Perkembangan Finance Technology Fintehc atau Teknologi Keuangan di Indonesia semakin marak. Otoritas Jasa Keuangan (OJK) mencatat hingga akhir 2018 terdapat 88 perusahaan fintech lending atau jasa peminjaman yang telah terdaftar. Di luar itu, masih ada 738 fintech illegal atau yang tidak terdaftar OJK termasuk 211 website dan 527 aplikasi di android yang diblokir oleh Kementerian Komunikasi dan Informatika Republik Indonesia. Dengan semakin “booming”nya fintech lending di Indonesia, maka di tahun 2019, akan bekerja sama dengan perbankan dan e-commerce.
Menurut Hinrich Foundation, organisasi nirlaba yang fokus pada perdagangan Global, nilai tambah perdagangan digital bagi perekonomian Indonesia diperkirakan tumbuh 8 kali lipat dari 125 triliun rupiah pada 2017 dan diperkirakan menjadi 2.305 triliun rupiah pada 2030.
Sementara itu, Deputi koordinasi Ekonomi Kreatif , Kewirausahaan dan daya saing Koperasi dan UKM, Kementrian Koordinator Perekonomian Rudy Salahuddin mengatakan walau perkembangan fintech berkembang pesat di Indonesia, namun Indonesia belum memiliki data resmi nasional mengenai pencapaian transaksi perdagangan elektronik atau e-commerce. Laporan yang diterima sejauh ini hanya berdasarkan hasil laporan penelitian lembaga riset pemasaran tertentu.

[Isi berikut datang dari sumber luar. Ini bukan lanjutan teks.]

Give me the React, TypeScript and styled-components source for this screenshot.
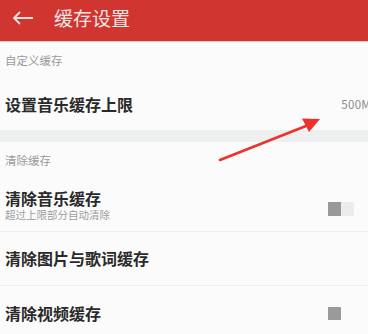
import React from 'react';
import styled, { createGlobalStyle } from 'styled-components';

const GlobalStyle = createGlobalStyle`
  html, body {
    margin: 0;
    padding: 0;
    background: #fbfbfb;
    font-family: "Noto Sans CJK SC", "Noto Sans", sans-serif;
  }
`;

type RowItem = {
  title: string;
  sub?: string;
  right?: 'value' | 'toggle' | 'check';
  value?: string;
};

const Page = styled.div`
  position: relative;
  width: 368px;
  height: 334px;
  overflow: hidden;
  background: #fbfbfb;
`;

const Header = styled.div`
  height: 42px;
  background: #d0352f;
  border-bottom: 1px solid #eec4c0;
  box-sizing: border-box;
  display: flex;
  align-items: center;
  padding-left: 12px;
  gap: 20px;
`;

const Title = styled.div`
  color: #f7e4e2;
  font-size: 19px;
  line-height: 1;
  margin-top: -6px;
`;

const BackIcon = styled.svg`
  width: 22px;
  height: 14px;
  margin-top: -6px;
`;

const SectionLabel = styled.div`
  height: 36px;
  display: flex;
  align-items: center;
  padding-left: 5px;
  font-size: 11.5px;
  color: #9a9a9a;
`;

const Band = styled.div`
  height: 12px;
  background: #eef0f0;
`;

const Row = styled.div<{ $h: number; $divider?: boolean }>`
  height: ${p => p.$h}px;
  display: flex;
  align-items: center;
  justify-content: space-between;
  padding-left: 5px;
  box-sizing: border-box;
  border-bottom: ${p => (p.$divider ? '1px solid #efefef' : 'none')};
`;

const TextCol = styled.div`
  display: flex;
  flex-direction: column;
`;

const RowTitle = styled.div`
  font-size: 16px;
  font-weight: 700;
  color: #2a2a2a;
  line-height: 19px;
`;

const RowSub = styled.div`
  font-size: 10.5px;
  color: #9c9c9c;
  line-height: 12px;
  margin-top: 1px;
`;

const Value = styled.div`
  font-size: 11.5px;
  color: #8a8a8a;
  margin-right: -3px;
  letter-spacing: 0.3px;
`;

const Toggle = styled.div`
  width: 26px;
  height: 14px;
  display: flex;
  margin-right: 14px;
  margin-top: 8px;
`;

const ToggleKnob = styled.div`
  width: 13px;
  height: 14px;
  background: #999999;
`;

const ToggleTrack = styled.div`
  width: 13px;
  height: 14px;
  background: #ececec;
`;

const Check = styled.div`
  width: 13px;
  height: 13px;
  background: #9a9a9a;
  margin-right: 27px;
`;

const Annotation = styled.svg`
  position: absolute;
  left: 0;
  top: 0;
  pointer-events: none;
`;

const group1: RowItem[] = [{ title: '设置音乐缓存上限', right: 'value', value: '500M' }];
const group2: RowItem[] = [
  { title: '清除音乐缓存', sub: '超过上限部分自动清除', right: 'toggle' },
  { title: '清除图片与歌词缓存' },
  { title: '清除视频缓存', right: 'check' },
];

const RightPart: React.FC<{ item: RowItem }> = ({ item }) => {
  if (item.right === 'value') return <Value>{item.value}</Value>;
  if (item.right === 'toggle')
    return (
      <Toggle>
        <ToggleKnob />
        <ToggleTrack />
      </Toggle>
    );
  if (item.right === 'check') return <Check />;
  return null;
};

export default function App() {
  return (
    <Page>
      <GlobalStyle />
      <Header>
        <BackIcon viewBox="0 0 22 14">
          <path d="M21 7H2M8 1L2 7l6 6" fill="none" stroke="#f5e2e0" strokeWidth="1.8" />
        </BackIcon>
        <Title>缓存设置</Title>
      </Header>
      <SectionLabel>自定义缓存</SectionLabel>
      {group1.map(item => (
        <Row key={item.title} $h={52}>
          <TextCol>
            <RowTitle>{item.title}</RowTitle>
          </TextCol>
          <RightPart item={item} />
        </Row>
      ))}
      <Band />
      <SectionLabel>清除缓存</SectionLabel>
      {group2.map((item, i) => (
        <Row key={item.title} $h={54} $divider={i < group2.length - 1}>
          <TextCol>
            <RowTitle>{item.title}</RowTitle>
            {item.sub && <RowSub>{item.sub}</RowSub>}
          </TextCol>
          <RightPart item={item} />
        </Row>
      ))}
      <Annotation width="368" height="334" viewBox="0 0 368 334">
        <path d="M220 160 L306 126" stroke="#f0302c" strokeWidth="2.6" strokeLinecap="round" />
        <path d="M320 119 L302 118.5 L309 132 Z" fill="#f0302c" />
      </Annotation>
    </Page>
  );
}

Sejatinya perdagangan digital memang sangat menjanjikan karena kita tidak perlu membawa uang tunai namun kemudahan dalam setiap transaksi dapat dilakukan dimana saja tanpa hambatan bahkan melalui sarana gawai atau telepon genggam. Namun transaksi elektronik rawan menghadapi ulah pihak-pihak yang ingin berlaku curang dan kriminal dengan mencuri data seseorang, melalui peretasan data. Juga rawan dari pihak-pihak yang melakukan transaksi illegal untuk tindakan Korupsi. Jika selama ini pelaku koruptor banyak yang ditahan oleh Komisi Pemberantasan Korupsi atau kepolisian dalam bentuk operasi tangkap tangan. Namun jika melakukan transaksi digital atau melalui Fintech mungkin akan lebih sulit dilacak.